Kim Mickle stares past her trusty javelin at what will soon be her new multimillion-dollar training venue and thinks of cow pats.

The reigning Australian female athlete of the year can barely believe that at the most important time in her career, at 30 years of age and with the Rio Olympics just over a year away, the WA Institute of Sport is nearly ready to unveil a $34 million revamp that will give the State’s athletes access to the best facilities in the world.

“I’ve trained in all sorts of crap, ” she said outside the new WAIS High Performance Service Centre, which will become the physical hub of WA’s sporting identity in Mt Claremont.

“We travel a lot and sometimes we don’t even have a gym or a track to train on, ” she said.

“I’ve legitimately trained in cow paddocks and lifted tyres and things just to get some movement happening.

“I’ve even done a gym session in my hotel room.

“I’ve been at the old WAIS building for about 14 years now and I’m actually going to miss it.
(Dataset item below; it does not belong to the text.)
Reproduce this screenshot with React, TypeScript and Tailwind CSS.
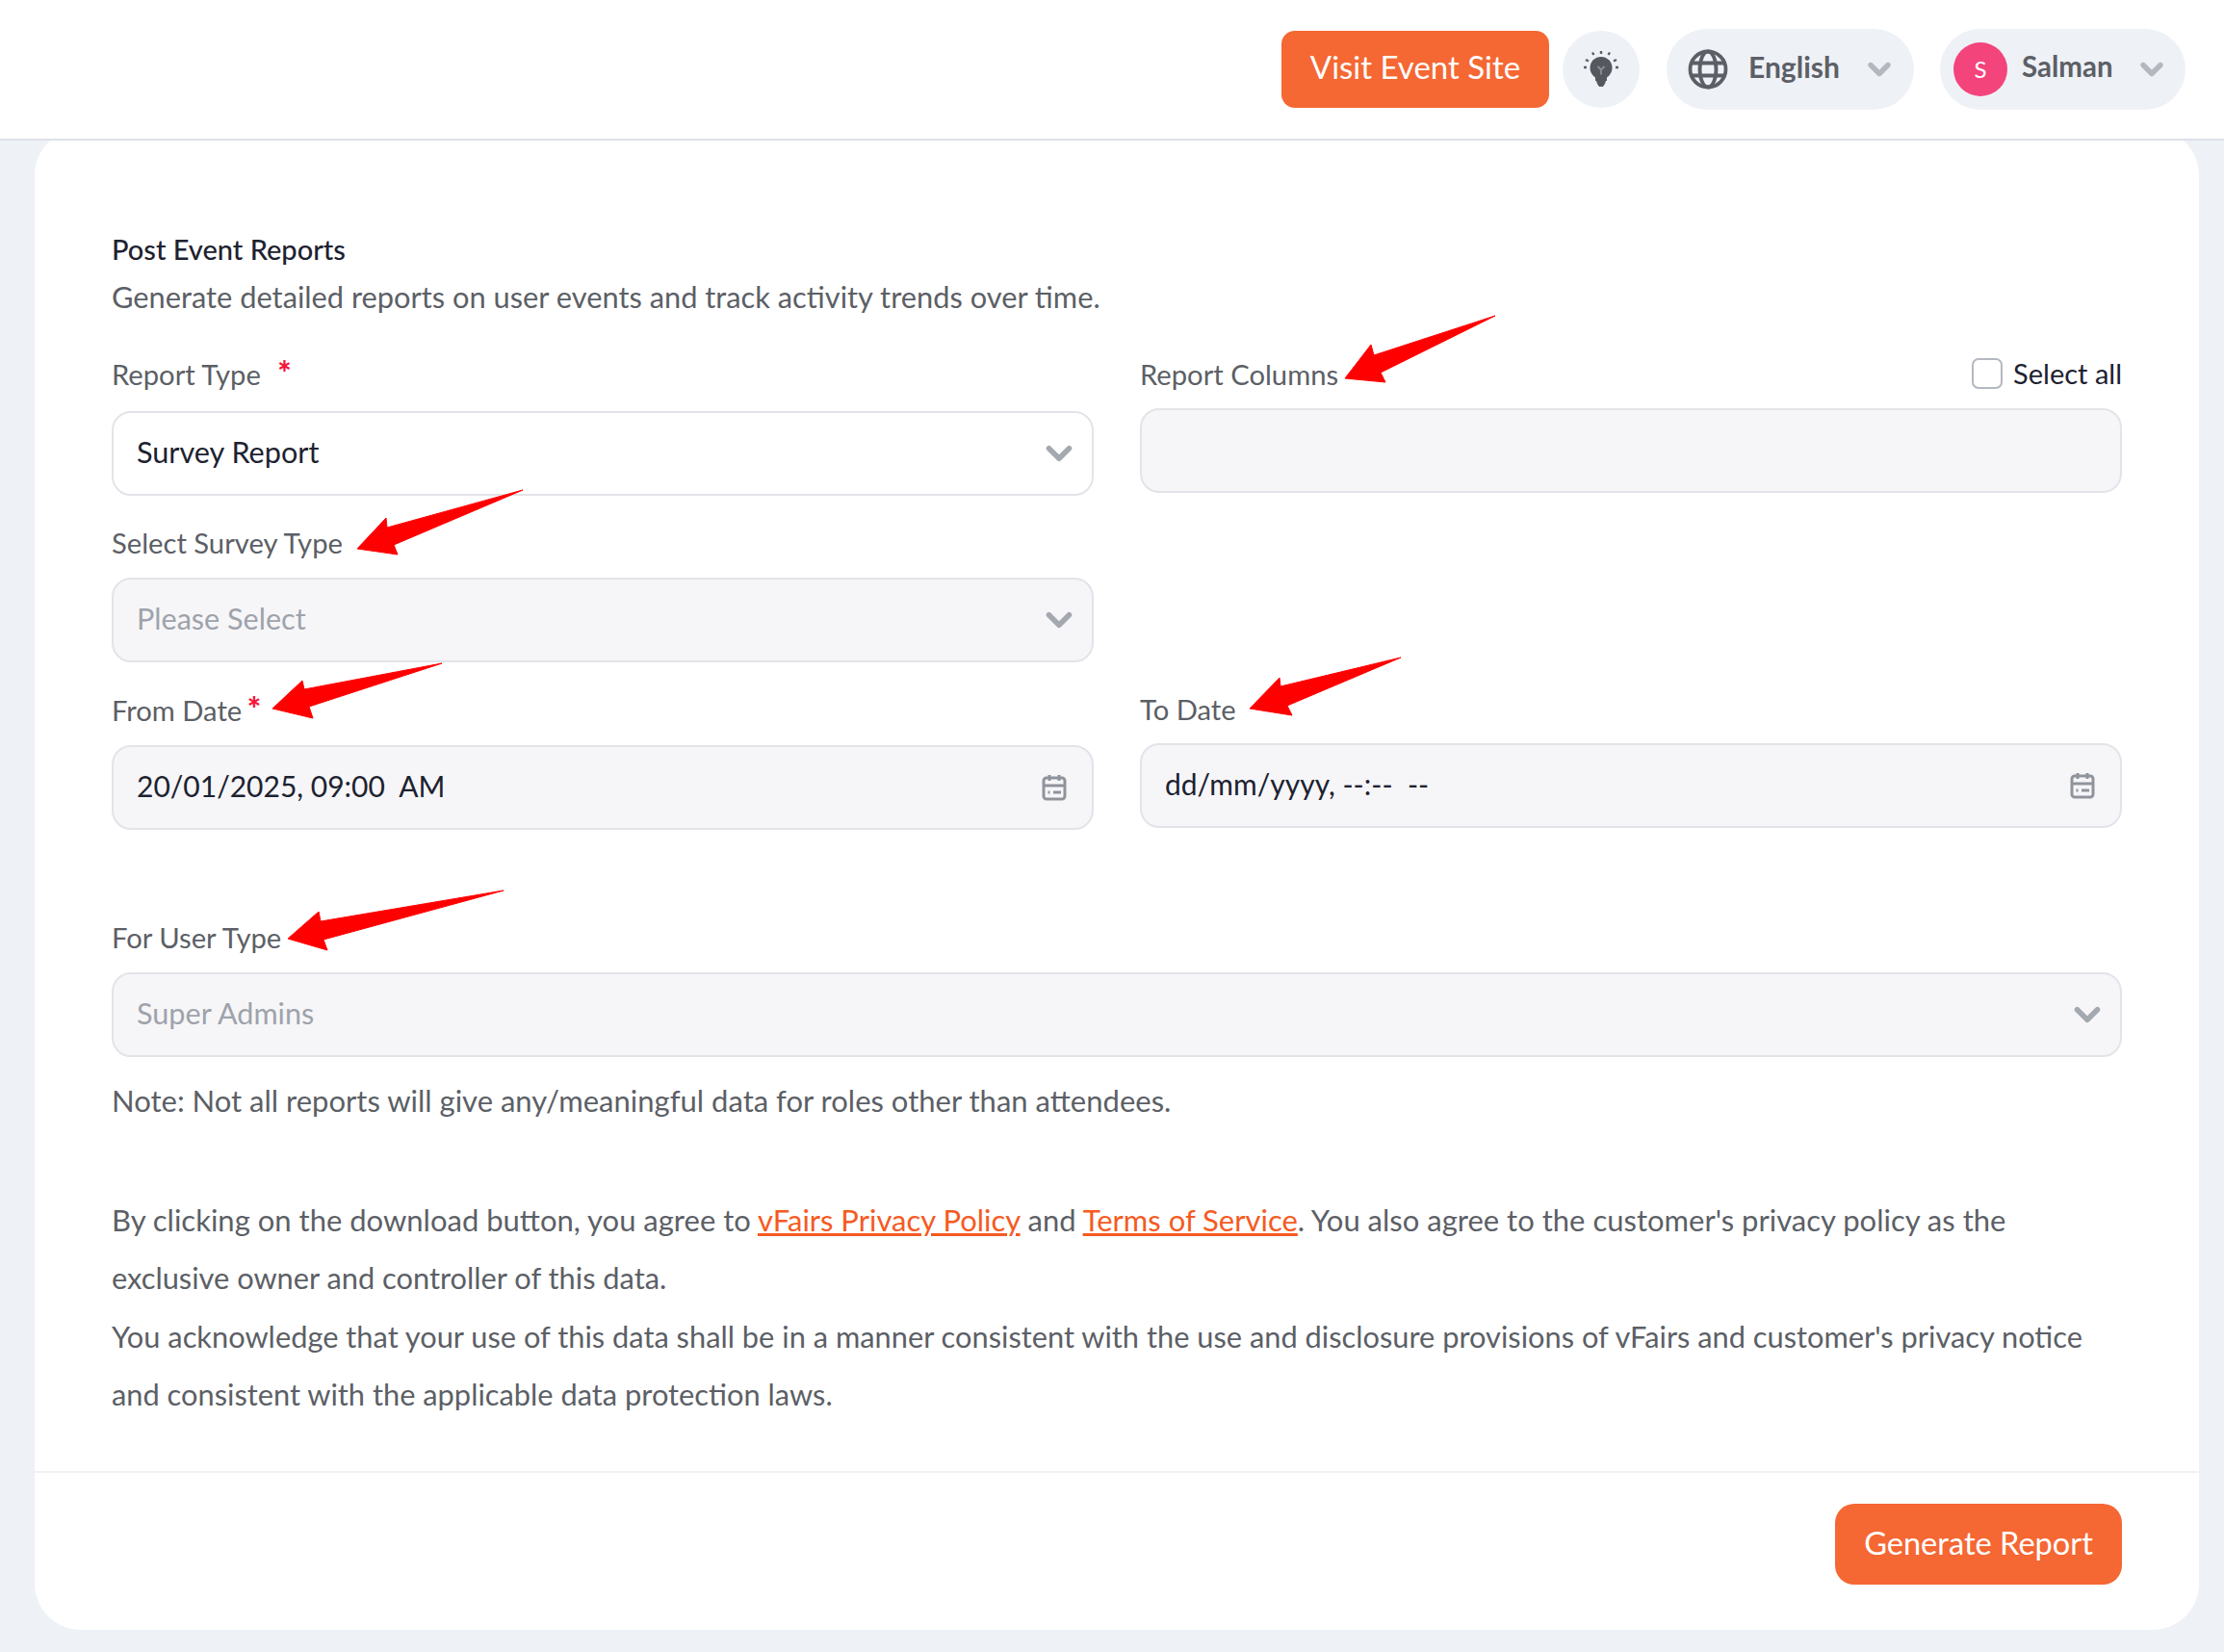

But to have my last few years in a brand new facility is going to revamp the whole energy in my training because it’s always fun playing with new toys.

“Maybe this is the secret to winning gold at Rio . . . it’s going to be like Christmas.”

Olympic canoe sprint star Steve Bird said being able to go from the gym to the recovery room within seconds would be a huge advantage as he worked towards his Olympic dream. “I feel quite privileged to be an athlete at this time, ” he said.

WAIS executive director Steve Lawrence said the new building matched anything of its kind in the world.

He said planning for the centre, which had been made more accessible to disabled athletes, had spanned 13 years and five Sport and Recreation ministers. “It’s the biggest single commitment to a State sports institute by any government in Australia, ” Mr Lawrence said.

“The big picture for us is that we have the equal, if not better, to facilities anywhere in Australia and equal to probably anything in the world.

“Second to that, it’s something that will last the State for 20 to 30 years.”

There are eight camera angles that can be focused on an athlete, giving coaches access to 500 pictures a second to help give immediate feedback.

Banks of lights blaze down a five-lane, 60m runway to help provide the perfect picture.

A 45m hydraulic ramp will be part of a new world for WA’s star pole vaulting products, who have been plying their trade out in the sweaty, disused Midland Railway Workshops.

Three force plates can be moved to give an athlete exact information on where the pressure is being exerted through their feet and how much.

Mickle’s javelin will travel about 23m a second into a German-made curtain that will drop down from a gantry built into the roof.

“The amount of information we can give back to coaches and athletes is going to be enormous, ” WAIS sports biomechanist Andrew Lyttle said.